Un poco antes, en la página 261, Guerrero afirma contundente: “Huelga decir que salió perdiendo asimismo (por el escándalo) Camilo José Cela, que escribió una obra mediocre y dejó fama de mercenario y oportunista en Venezuela y en Hispanoamérica. No en vano, aunque recibirá nuevas invitaciones, jamás volverá a poner los pies en el país sudamericano”. Esto es completamente falso. Cela volvió a poner gustoso los pies en Venezuela 38 años después de su odisea literaria con La catira y quien escribe —yo, por supuesto— soy testigo y fui acompañante en su visita a Mérida (Venezuela) el 3 Julio de 1993. Es más, aquella hermosa mañana (recreada varios años después, con motivo del fallecimiento del novelista, en un ensayo que publiqué en Verbigracia de El Universal de Caracas, titulado: Camilo José Cela: Un rey que no es de este mundo) le inauguramos una pequeña plaza (hoy en ruinas) y le hicimos un grato homenaje que degustó impávido desde su trono.
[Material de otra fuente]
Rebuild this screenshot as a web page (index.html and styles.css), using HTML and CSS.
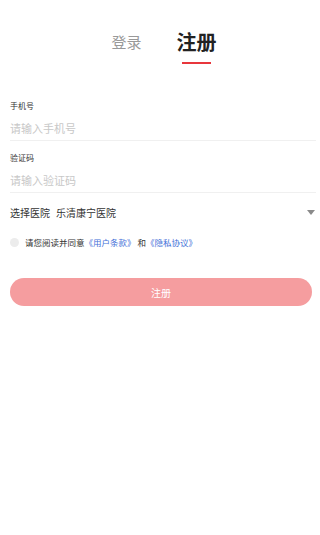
FILE: index.html
```html
<!DOCTYPE html>
<html lang="zh-CN">
<head>
  <meta charset="UTF-8">
  <meta name="viewport" content="width=device-width, initial-scale=1.0">
  <title>注册</title>
  <link rel="stylesheet" href="styles.css">
</head>
<body>
  <div class="page">
    <div class="tabs">
      <div class="tab">登录</div>
      <div class="tab active">注册</div>
    </div>

    <div class="form">
      <div class="field">
        <div class="field-label">手机号</div>
        <input class="field-input" type="text" placeholder="请输入手机号">
      </div>
      <div class="field">
        <div class="field-label">验证码</div>
        <input class="field-input" type="text" placeholder="请输入验证码">
      </div>

      <div class="hospital">
        <span class="hospital-label">选择医院</span>
        <span class="hospital-name">乐清康宁医院</span>
        <span class="arrow"></span>
      </div>

      <div class="agree">
        <span class="check-circle"></span>
        <span>请您阅读并同意<a class="link">《用户条款》</a> 和<a class="link">《隐私协议》</a></span>
      </div>

      <button class="submit">注册</button>
    </div>
  </div>
</body>
</html>
```

FILE: styles.css
```css
* {
  box-sizing: border-box;
}

body {
  margin: 0;
  background: #fff;
  font-family: "Noto Sans CJK SC", "Noto Sans", sans-serif;
  color: #333;
}

.page {
  padding-top: 24px;
}

.tabs {
  display: flex;
  justify-content: center;
  align-items: center;
  gap: 35px;
  height: 36px;
  padding-left: 8px;
}

.tab {
  position: relative;
  font-size: 15px;
  color: #999;
  line-height: 36px;
}

.tab.active {
  font-size: 20px;
  font-weight: bold;
  color: #222;
}

.tab.active::after {
  content: '';
  position: absolute;
  left: 5px;
  right: 6px;
  bottom: -4px;
  height: 2px;
  background: #e8363c;
}

.form {
  padding: 0 4px 0 10px;
  margin-top: 40px;
}

.field {
  border-bottom: 1px solid #f0f0f0;
  padding-bottom: 2px;
  margin-bottom: 11px;
}

.field-label {
  font-size: 8px;
  line-height: 12px;
  color: #333;
}

.field-input {
  display: block;
  width: 100%;
  border: none;
  outline: none;
  padding: 0;
  margin-top: 6px;
  height: 20px;
  font-family: inherit;
  font-size: 11px;
  color: #333;
}

.field-input::placeholder {
  color: #c8c8c8;
}

.hospital {
  display: flex;
  align-items: center;
  height: 16px;
  margin-top: 4px;
  font-size: 10px;
  color: #333;
}

.hospital-label {
  margin-right: 6px;
}

.hospital-name {
  flex: 1;
}

.arrow {
  width: 0;
  height: 0;
  border-left: 4px solid transparent;
  border-right: 4px solid transparent;
  border-top: 5px solid #8a8a8a;
  margin-right: 1px;
}

.agree {
  display: flex;
  align-items: center;
  gap: 6px;
  margin-top: 16px;
  font-size: 8.5px;
  color: #333;
}

.check-circle {
  width: 9px;
  height: 9px;
  border-radius: 50%;
  background: #ececec;
}

.link {
  color: #3f6fd8;
}

.submit {
  display: block;
  width: 302px;
  height: 28px;
  margin-top: 30px;
  border: none;
  border-radius: 14px;
  background: #f59d9f;
  color: #fff;
  font-family: inherit;
  font-size: 10px;
}
```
Más aún: desde Caracas a Mérida lo acompañaron el historiador y escritor Guillermo Morón (a despecho de Guerrero, crítico primigenio en Venezuela de La catira) y el entonces Vicerrector Académico de la Universidad de Los Andes (Venezuela), Prof. Leonel Vivas, hoy embajador en Australia. Para rematar la pifia del ensayista, y cerrando mis apostillas, el mismo Cela inmortalizó los dos días que pasó en mi ciudad en un exquisito y breve artículo titulado: Escrito al salir de Mérida de Venezuela, que insertó en su libro A bote pronto (1994), en donde expresó sin ambages y para la posteridad (Guerrero dixit), lo siguiente: “Mérida, la remota Mérida de los Andes y su Universidad, Santiago de los Caballeros de Mérida, el entrañable caserío donde puse gozoso fin a mi travesía del desierto venezolano, yo ya me entiendo y bailo solo, tras cuarenta años de paciencia y buenos deseos de acertar y sentir. Ahora tan sólo quiero dejar constancia de los dos días que viví en Mérida y que ya nadie podrá quitarme jamás”.